* _RAW DATA_
>>>

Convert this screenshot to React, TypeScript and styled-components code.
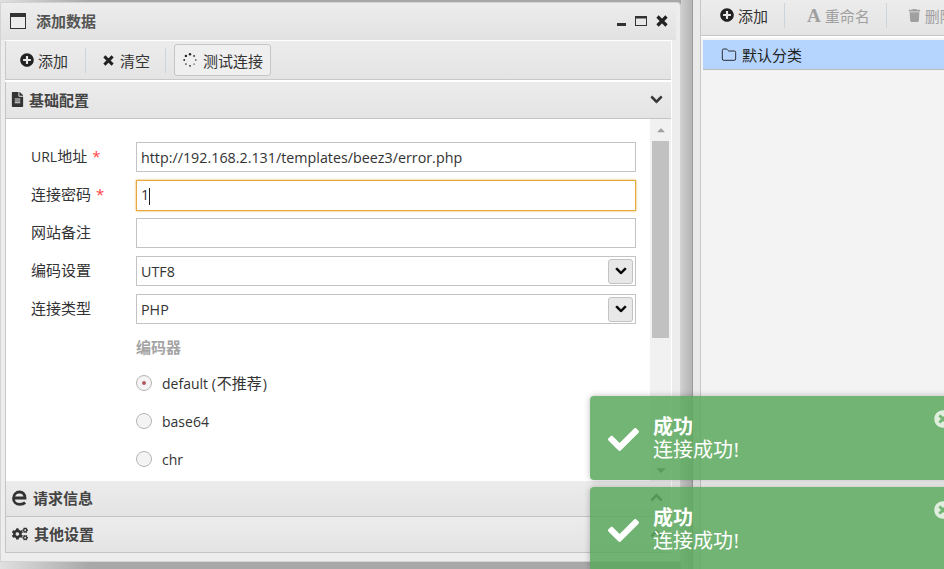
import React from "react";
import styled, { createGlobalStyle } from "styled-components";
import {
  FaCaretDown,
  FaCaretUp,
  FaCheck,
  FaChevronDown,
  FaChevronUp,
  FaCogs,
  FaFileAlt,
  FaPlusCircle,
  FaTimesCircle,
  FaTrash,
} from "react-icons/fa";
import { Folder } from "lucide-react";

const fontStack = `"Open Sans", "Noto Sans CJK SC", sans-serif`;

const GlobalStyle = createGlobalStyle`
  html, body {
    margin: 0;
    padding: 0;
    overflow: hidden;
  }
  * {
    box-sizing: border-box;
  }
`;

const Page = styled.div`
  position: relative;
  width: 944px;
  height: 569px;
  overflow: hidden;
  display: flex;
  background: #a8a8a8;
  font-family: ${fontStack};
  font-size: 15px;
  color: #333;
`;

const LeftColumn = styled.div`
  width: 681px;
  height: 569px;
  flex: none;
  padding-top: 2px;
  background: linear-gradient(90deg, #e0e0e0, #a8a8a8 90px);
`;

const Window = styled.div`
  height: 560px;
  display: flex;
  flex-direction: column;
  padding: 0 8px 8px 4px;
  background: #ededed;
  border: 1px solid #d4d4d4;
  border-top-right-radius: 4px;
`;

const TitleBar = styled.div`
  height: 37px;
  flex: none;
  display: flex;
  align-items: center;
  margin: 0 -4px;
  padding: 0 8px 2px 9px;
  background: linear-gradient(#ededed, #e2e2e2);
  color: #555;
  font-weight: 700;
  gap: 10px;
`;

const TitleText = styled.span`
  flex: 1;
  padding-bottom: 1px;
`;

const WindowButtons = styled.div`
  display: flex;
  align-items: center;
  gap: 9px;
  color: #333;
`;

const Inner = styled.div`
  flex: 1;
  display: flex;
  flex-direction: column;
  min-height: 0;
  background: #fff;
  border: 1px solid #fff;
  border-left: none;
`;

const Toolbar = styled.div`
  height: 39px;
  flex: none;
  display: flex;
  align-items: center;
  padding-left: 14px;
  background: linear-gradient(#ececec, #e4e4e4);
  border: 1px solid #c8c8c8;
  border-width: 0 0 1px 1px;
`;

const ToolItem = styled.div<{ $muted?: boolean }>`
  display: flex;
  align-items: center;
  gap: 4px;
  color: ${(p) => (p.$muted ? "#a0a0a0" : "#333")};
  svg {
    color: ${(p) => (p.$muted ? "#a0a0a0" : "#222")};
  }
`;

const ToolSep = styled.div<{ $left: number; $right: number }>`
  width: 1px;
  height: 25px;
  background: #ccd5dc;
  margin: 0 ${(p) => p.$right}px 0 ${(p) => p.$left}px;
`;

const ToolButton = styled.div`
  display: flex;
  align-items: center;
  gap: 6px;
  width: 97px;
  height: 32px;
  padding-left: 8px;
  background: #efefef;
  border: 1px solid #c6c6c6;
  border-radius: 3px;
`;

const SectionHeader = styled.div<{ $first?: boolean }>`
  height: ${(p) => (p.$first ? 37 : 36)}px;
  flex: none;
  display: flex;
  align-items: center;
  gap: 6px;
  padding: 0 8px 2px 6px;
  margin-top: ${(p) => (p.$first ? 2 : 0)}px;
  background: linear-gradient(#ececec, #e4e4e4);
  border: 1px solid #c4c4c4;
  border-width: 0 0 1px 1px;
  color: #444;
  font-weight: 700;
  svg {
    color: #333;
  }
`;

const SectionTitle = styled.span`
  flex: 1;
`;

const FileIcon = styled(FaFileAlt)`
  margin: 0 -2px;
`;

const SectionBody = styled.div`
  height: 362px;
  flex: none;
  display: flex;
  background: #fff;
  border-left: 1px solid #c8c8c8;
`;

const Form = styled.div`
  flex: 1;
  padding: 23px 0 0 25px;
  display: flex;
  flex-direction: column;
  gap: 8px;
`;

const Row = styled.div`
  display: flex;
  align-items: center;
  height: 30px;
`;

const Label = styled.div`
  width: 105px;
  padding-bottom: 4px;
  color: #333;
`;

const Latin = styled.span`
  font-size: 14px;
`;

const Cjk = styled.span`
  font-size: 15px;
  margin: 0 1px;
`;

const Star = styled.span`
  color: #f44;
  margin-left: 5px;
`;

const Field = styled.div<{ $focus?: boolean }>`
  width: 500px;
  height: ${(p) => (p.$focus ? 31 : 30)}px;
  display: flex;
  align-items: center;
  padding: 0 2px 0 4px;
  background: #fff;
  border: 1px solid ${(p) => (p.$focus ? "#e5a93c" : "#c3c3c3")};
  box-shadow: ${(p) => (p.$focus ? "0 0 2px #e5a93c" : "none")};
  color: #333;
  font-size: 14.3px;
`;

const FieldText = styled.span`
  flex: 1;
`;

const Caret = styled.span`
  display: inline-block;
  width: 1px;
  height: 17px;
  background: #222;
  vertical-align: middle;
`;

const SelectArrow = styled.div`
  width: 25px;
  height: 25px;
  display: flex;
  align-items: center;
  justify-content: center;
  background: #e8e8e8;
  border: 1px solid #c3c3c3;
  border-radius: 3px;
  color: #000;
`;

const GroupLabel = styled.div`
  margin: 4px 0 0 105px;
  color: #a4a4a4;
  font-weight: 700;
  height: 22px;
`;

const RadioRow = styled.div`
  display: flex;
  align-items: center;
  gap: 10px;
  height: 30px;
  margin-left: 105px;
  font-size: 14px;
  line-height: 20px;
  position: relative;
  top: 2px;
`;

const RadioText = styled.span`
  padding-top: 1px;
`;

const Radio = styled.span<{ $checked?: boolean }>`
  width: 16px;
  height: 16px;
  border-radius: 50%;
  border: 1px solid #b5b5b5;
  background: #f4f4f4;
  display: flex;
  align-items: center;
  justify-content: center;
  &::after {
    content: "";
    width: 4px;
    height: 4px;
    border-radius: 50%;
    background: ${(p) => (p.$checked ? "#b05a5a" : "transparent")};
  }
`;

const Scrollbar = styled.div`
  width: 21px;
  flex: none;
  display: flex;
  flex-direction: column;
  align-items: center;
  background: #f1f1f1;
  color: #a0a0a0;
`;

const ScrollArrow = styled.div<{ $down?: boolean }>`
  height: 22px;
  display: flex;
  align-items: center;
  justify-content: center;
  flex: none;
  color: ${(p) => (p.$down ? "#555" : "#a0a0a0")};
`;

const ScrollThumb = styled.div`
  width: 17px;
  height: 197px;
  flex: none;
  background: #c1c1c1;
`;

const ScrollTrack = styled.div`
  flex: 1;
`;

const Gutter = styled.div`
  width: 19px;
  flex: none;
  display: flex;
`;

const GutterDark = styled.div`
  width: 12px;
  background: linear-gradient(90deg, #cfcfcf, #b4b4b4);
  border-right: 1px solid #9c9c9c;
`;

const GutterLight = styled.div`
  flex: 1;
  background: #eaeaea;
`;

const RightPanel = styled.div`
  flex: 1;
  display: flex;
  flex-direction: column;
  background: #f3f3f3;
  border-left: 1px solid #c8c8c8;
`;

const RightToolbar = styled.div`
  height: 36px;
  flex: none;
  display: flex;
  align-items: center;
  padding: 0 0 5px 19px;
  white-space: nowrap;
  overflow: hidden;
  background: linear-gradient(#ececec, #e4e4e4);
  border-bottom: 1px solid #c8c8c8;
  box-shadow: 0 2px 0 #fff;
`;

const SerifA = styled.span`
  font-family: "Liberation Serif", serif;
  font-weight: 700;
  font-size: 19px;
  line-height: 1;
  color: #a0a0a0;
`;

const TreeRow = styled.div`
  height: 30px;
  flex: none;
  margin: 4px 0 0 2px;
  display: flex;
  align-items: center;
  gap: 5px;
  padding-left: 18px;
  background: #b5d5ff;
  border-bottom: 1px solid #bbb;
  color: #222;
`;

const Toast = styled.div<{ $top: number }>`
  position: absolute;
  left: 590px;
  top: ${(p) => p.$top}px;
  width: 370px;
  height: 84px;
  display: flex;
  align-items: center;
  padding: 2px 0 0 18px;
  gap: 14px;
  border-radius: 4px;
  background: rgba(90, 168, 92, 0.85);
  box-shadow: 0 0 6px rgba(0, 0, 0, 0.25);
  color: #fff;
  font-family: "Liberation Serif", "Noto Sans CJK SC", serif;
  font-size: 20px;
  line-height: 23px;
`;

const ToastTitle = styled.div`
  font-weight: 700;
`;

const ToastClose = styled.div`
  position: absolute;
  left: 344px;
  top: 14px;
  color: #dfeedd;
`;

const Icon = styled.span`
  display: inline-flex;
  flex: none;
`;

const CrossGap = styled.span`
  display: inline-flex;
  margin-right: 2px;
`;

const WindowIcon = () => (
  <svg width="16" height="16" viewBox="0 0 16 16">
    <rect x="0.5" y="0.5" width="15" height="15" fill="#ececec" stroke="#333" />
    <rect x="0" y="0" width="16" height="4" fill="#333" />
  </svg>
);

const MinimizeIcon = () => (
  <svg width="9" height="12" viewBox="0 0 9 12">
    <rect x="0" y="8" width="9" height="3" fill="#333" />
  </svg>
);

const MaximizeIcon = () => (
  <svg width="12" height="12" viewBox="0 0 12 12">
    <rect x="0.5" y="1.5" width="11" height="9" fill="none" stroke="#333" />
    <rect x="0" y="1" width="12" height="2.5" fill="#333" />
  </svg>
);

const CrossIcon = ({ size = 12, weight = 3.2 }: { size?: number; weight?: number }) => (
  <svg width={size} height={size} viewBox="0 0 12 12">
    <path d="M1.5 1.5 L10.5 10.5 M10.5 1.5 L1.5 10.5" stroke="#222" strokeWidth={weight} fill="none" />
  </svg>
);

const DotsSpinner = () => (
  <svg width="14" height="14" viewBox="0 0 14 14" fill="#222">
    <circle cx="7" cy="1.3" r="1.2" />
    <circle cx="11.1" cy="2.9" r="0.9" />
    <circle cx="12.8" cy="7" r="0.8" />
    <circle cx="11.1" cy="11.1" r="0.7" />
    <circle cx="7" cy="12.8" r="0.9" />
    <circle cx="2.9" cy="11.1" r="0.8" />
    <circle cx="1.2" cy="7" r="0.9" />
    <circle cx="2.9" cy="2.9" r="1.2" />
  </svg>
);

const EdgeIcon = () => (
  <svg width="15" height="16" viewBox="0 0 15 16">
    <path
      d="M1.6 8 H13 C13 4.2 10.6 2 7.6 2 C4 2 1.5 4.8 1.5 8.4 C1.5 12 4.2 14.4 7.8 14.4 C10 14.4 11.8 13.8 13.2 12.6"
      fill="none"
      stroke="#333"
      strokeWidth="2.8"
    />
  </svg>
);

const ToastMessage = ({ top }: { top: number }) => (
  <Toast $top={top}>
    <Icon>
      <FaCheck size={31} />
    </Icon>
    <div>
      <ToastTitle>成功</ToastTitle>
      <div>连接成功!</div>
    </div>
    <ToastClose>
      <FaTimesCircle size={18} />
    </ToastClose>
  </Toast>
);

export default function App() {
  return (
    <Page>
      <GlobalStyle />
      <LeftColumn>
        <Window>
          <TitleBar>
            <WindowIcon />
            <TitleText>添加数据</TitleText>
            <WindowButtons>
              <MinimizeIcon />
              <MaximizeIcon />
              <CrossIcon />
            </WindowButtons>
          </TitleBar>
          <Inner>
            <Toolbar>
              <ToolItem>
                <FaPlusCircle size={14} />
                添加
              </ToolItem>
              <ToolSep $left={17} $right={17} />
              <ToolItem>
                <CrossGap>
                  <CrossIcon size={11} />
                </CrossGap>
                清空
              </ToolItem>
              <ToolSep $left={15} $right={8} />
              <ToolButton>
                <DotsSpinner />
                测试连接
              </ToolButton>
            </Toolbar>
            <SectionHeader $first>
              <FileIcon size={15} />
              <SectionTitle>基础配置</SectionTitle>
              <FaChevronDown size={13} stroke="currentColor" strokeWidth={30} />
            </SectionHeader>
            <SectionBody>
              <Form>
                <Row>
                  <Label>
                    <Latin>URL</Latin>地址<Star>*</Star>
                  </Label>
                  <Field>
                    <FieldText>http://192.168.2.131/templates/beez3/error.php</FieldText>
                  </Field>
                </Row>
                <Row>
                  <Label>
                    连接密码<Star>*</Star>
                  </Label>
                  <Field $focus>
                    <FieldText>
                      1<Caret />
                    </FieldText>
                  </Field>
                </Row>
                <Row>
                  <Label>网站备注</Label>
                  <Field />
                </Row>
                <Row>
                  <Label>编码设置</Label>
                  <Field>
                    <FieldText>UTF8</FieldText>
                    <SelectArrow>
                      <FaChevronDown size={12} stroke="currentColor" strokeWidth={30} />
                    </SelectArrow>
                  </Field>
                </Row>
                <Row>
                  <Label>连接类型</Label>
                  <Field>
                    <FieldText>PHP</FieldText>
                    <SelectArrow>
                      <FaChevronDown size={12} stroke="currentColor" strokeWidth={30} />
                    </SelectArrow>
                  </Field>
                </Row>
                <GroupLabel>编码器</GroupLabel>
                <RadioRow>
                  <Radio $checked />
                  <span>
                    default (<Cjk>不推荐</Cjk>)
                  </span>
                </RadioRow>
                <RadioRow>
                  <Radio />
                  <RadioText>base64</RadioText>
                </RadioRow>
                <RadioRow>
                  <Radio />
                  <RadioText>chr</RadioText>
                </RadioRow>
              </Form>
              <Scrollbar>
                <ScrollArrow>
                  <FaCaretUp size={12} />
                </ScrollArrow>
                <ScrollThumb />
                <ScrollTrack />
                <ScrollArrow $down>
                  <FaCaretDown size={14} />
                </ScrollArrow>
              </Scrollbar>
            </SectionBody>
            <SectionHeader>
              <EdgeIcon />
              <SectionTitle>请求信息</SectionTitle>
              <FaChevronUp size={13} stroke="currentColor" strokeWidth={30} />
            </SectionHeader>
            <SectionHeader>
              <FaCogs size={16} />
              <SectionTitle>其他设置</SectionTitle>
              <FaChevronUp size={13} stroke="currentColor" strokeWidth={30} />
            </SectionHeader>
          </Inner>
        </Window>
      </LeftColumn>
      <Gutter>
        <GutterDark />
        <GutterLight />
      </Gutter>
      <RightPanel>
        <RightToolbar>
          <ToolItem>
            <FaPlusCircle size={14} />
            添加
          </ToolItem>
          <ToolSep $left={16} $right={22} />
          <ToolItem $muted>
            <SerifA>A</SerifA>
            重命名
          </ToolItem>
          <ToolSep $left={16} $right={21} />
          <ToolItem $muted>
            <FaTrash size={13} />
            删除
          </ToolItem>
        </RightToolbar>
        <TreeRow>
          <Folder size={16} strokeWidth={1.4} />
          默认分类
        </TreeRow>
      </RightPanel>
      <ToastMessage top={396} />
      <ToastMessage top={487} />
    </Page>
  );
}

<<<

* _INSTRUCTION_
Search the listing for the string "components". Copy each line where it turns up.

* _RESULT_
Convert this screenshot to React, TypeScript and styled-components code.
import styled, { createGlobalStyle } from "styled-components";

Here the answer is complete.